Exercise:
Return each line of the records with nothing changed, pictures excepted.

Records with interface code:
## Start

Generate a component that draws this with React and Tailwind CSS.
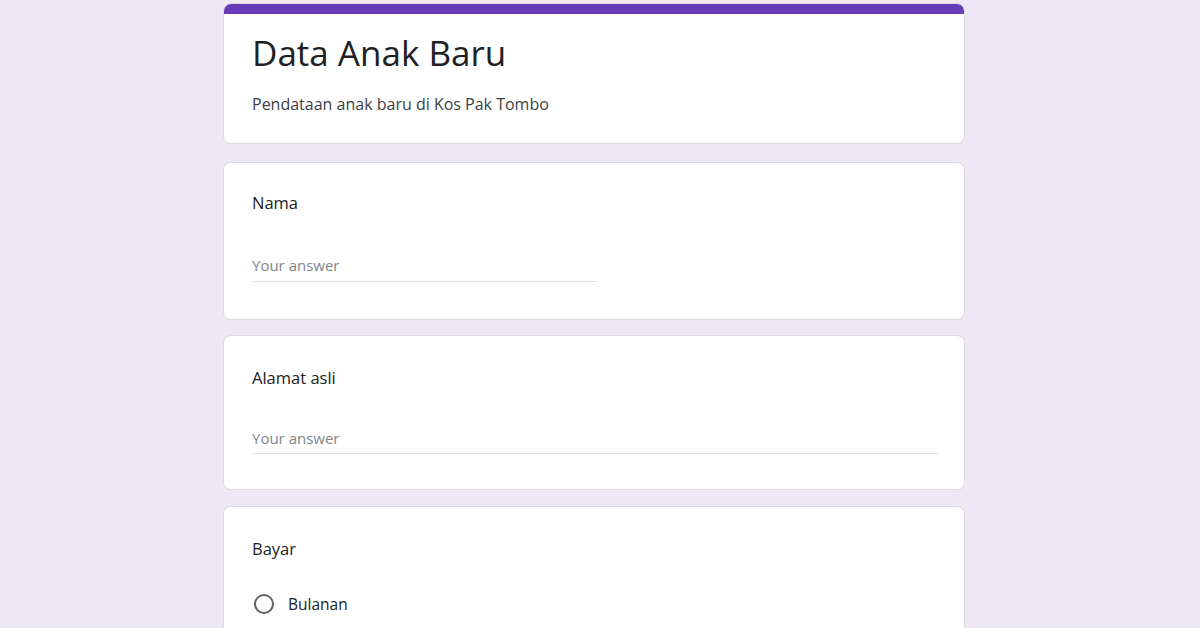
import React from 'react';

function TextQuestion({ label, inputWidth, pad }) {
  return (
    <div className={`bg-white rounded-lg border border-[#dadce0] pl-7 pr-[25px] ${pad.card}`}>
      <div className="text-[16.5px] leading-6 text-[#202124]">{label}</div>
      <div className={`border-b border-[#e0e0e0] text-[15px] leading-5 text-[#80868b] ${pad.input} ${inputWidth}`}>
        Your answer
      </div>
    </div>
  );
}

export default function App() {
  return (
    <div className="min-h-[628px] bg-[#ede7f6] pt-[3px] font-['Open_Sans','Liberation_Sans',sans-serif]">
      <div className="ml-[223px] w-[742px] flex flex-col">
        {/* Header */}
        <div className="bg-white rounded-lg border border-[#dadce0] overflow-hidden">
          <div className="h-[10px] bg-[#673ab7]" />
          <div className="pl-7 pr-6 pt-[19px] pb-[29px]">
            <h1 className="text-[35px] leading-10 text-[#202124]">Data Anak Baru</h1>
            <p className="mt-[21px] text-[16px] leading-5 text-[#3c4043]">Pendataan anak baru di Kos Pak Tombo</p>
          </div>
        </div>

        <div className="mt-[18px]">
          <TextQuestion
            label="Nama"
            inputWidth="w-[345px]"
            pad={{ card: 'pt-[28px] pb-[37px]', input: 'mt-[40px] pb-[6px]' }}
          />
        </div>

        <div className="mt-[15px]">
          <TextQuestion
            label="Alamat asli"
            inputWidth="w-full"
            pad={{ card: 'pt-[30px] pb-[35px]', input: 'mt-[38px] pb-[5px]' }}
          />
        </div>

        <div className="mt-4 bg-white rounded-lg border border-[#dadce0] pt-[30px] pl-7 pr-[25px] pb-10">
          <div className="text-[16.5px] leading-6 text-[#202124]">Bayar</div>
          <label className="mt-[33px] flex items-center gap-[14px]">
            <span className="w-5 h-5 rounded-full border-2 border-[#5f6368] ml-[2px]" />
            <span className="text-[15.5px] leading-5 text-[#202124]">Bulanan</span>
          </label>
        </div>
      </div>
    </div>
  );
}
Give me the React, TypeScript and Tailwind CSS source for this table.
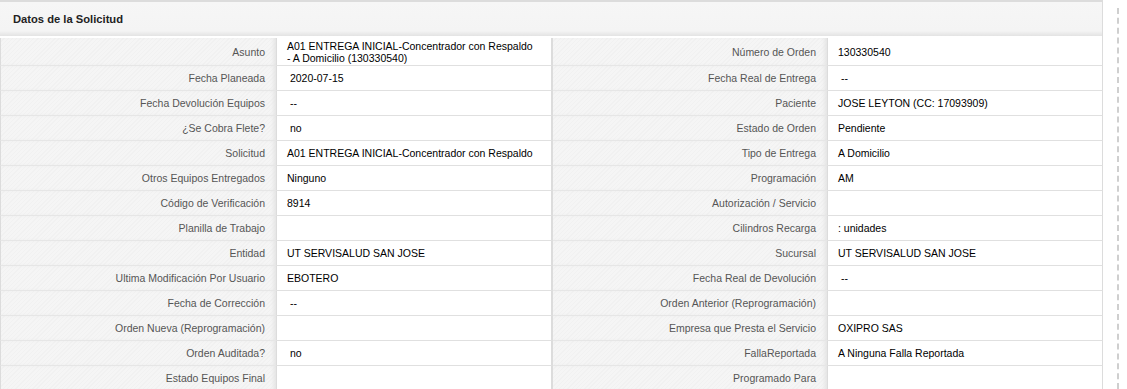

## End

Response to this exercise:
Generate a component that draws this with React and Tailwind CSS.
import React from 'react';

function TextQuestion({ label, inputWidth, pad }) {
  return (
    <div className={`bg-white rounded-lg border border-[#dadce0] pl-7 pr-[25px] ${pad.card}`}>
      <div className="text-[16.5px] leading-6 text-[#202124]">{label}</div>
      <div className={`border-b border-[#e0e0e0] text-[15px] leading-5 text-[#80868b] ${pad.input} ${inputWidth}`}>
        Your answer
      </div>
    </div>
  );
}

export default function App() {
  return (
    <div className="min-h-[628px] bg-[#ede7f6] pt-[3px] font-['Open_Sans','Liberation_Sans',sans-serif]">
      <div className="ml-[223px] w-[742px] flex flex-col">
        {/* Header */}
        <div className="bg-white rounded-lg border border-[#dadce0] overflow-hidden">
          <div className="h-[10px] bg-[#673ab7]" />
          <div className="pl-7 pr-6 pt-[19px] pb-[29px]">
            <h1 className="text-[35px] leading-10 text-[#202124]">Data Anak Baru</h1>
            <p className="mt-[21px] text-[16px] leading-5 text-[#3c4043]">Pendataan anak baru di Kos Pak Tombo</p>
          </div>
        </div>

        <div className="mt-[18px]">
          <TextQuestion
            label="Nama"
            inputWidth="w-[345px]"
            pad={{ card: 'pt-[28px] pb-[37px]', input: 'mt-[40px] pb-[6px]' }}
          />
        </div>

        <div className="mt-[15px]">
          <TextQuestion
            label="Alamat asli"
            inputWidth="w-full"
            pad={{ card: 'pt-[30px] pb-[35px]', input: 'mt-[38px] pb-[5px]' }}
          />
        </div>

        <div className="mt-4 bg-white rounded-lg border border-[#dadce0] pt-[30px] pl-7 pr-[25px] pb-10">
          <div className="text-[16.5px] leading-6 text-[#202124]">Bayar</div>
          <label className="mt-[33px] flex items-center gap-[14px]">
            <span className="w-5 h-5 rounded-full border-2 border-[#5f6368] ml-[2px]" />
            <span className="text-[15.5px] leading-5 text-[#202124]">Bulanan</span>
          </label>
        </div>
      </div>
    </div>
  );
}
Give me the React, TypeScript and Tailwind CSS source for this table.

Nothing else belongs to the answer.